So this is interesting. I’m reading temperatures with two TMP sensors and a Photon. I was using analog pins A1 and A3. I noticed on one Photon that my readings from each TMP varied considerably (10 to 15 degrees F) even though the TMPs were on the same breadboard. A1 was reading correctly, A3 was reading low.
To troubleshoot, I switched the TMP sensors between each other. Same thing: A1 normal, A3 low. I then switched locations on the breadboard. Same result. Switched out all the wiring. Same result.
I then started moving each pair to various analog pins. Long story short, it appears there is something wrong with pin A1 but it results in an erroneous reading on the OTHER pin, not A1.
I emailed Sparkfun (it’s a Photon mounted on their Redboard) and they said this is a known problem. I can’t find any documentation about that and I also haven’t seen the same behavior on three of my other Photons.
Because of the way the ADC works on the ST Micro chips used on Photon, the TMP sensors are not a good choice for accuracy. The input of the ADC is not buffered on these chips and that can lead to error prone results with sensors that have relatively high output impedance like the TMP sensor. If you buffer the analog signal with an op-amp, the results will be much better when using this sensor.

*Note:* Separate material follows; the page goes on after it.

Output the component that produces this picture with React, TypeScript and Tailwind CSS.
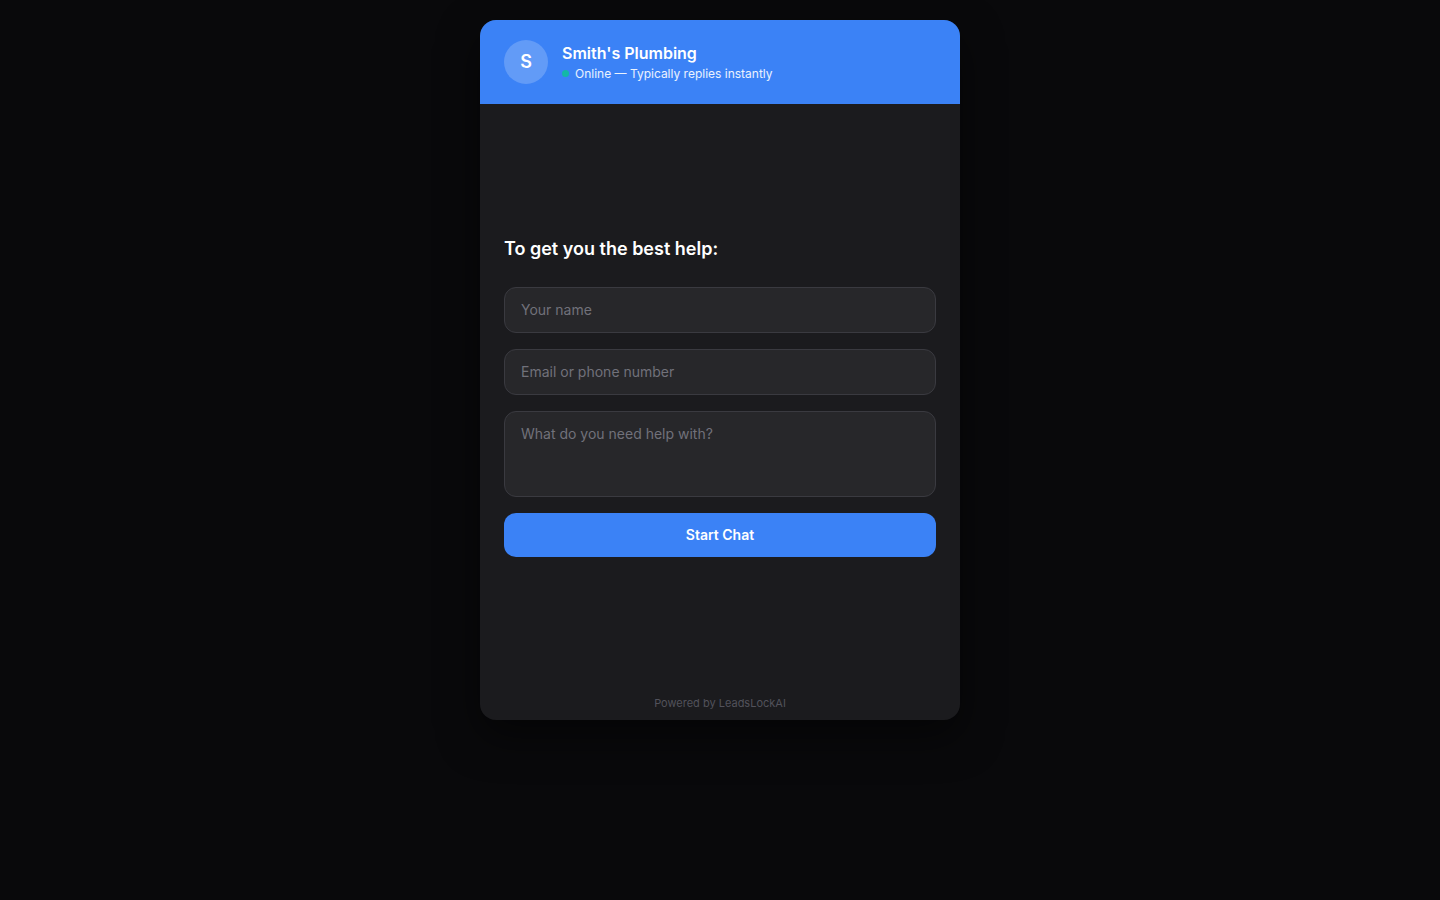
import React from "react";

export default function App() {
  return (
    <div
      className="min-h-screen w-full bg-[#09090b] flex justify-center pt-5"
      style={{ fontFamily: "Inter, 'Noto Sans', sans-serif" }}
    >
      <div className="w-[480px] h-[700px] rounded-2xl overflow-hidden bg-[#1b1b1e] flex flex-col shadow-[0_16px_40px_rgba(0,0,0,0.5)]">
        <div className="h-[84px] shrink-0 bg-[#3b82f6] flex items-center px-6 gap-3.5">
          <div className="w-11 h-11 rounded-full bg-white/20 flex items-center justify-center text-white text-lg font-semibold">
            S
          </div>
          <div className="flex flex-col">
            <div className="text-white text-base font-semibold leading-5">Smith's Plumbing</div>
            <div className="flex items-center gap-1.5 mt-[3px]">
              <span className="w-[7px] h-[7px] rounded-full bg-[#14b8a6]" />
              <span className="text-xs leading-4 text-white/90">Online — Typically replies instantly</span>
            </div>
          </div>
        </div>
        <div className="flex-1 flex flex-col justify-center px-6">
          <h2 className="text-lg leading-7 font-semibold text-white mb-6">To get you the best help:</h2>
          <div className="flex flex-col gap-4">
            <input
              placeholder="Your name"
              className="h-[46px] w-full rounded-xl border border-[#3a3a40] bg-[#27272a] px-4 text-sm text-white placeholder:text-[#71717a] outline-none"
            />
            <input
              placeholder="Email or phone number"
              className="h-[46px] w-full rounded-xl border border-[#3a3a40] bg-[#27272a] px-4 text-sm text-white placeholder:text-[#71717a] outline-none"
            />
            <textarea
              placeholder="What do you need help with?"
              className="h-[86px] w-full resize-none rounded-xl border border-[#3a3a40] bg-[#27272a] px-4 py-3 text-sm text-white placeholder:text-[#71717a] outline-none"
            />
            <button className="h-11 w-full rounded-xl bg-[#3b82f6] text-white text-sm font-semibold">
              Start Chat
            </button>
          </div>
        </div>
        <div className="shrink-0 pt-2 pb-[9px] text-center text-[11px] leading-4 text-[#52525b]">
          Powered by LeadsLockAI
        </div>
      </div>
    </div>
  );
}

Thanks, @bko. My issue doesn’t seem to be with the TMP sensors. I’m using the same setup on three (3) other devices and they correlate well, even though I’m using analog pin A1 as one (1) of my two (2) pins on those devices. The discrepancy seems to only be on this one device and I was told that it’s a known issue with the Photon. I can’t seem to find anything that confirms that.
For now, it’s easy enough to workaround by skipping pin A1. My question really is whether it’s a known issue with the Photon or if it’s actually an issue with the Sparkfun Redboard. My other devices don’t use the Redboard.
As a side note, I do use a 0.1 µF bypass capacitor with each TMP, per the recommendations in the datasheet. I don’t profess to understand most of what you said nor if using the capacitor addresses the issue you describe. Thanks for the help!
What I described above is the only issue I know about with ADC accuracy on Photon. I do not believe there are any known problems specific to A1 or any other analog pin. I checked github issues too and did not find anything.
You may or may not get good readings from TMP sensors on any device that uses the ST Micro chips. The 0.1uF cap trick is just that-a trick that sometimes helps, but the real solution is to buffer the sensor with an op-amp.
If you can switch to a digital sensor like the DS18B20, that will work better.
Good to know, @bko. I wish I would have had that information earlier.
I’m going to throw the issue with A1 back to Sparkfun to see what they come up with. It’s not clear to me if they are claiming it’s a “known issue” with the Photon in general or their own Redboard.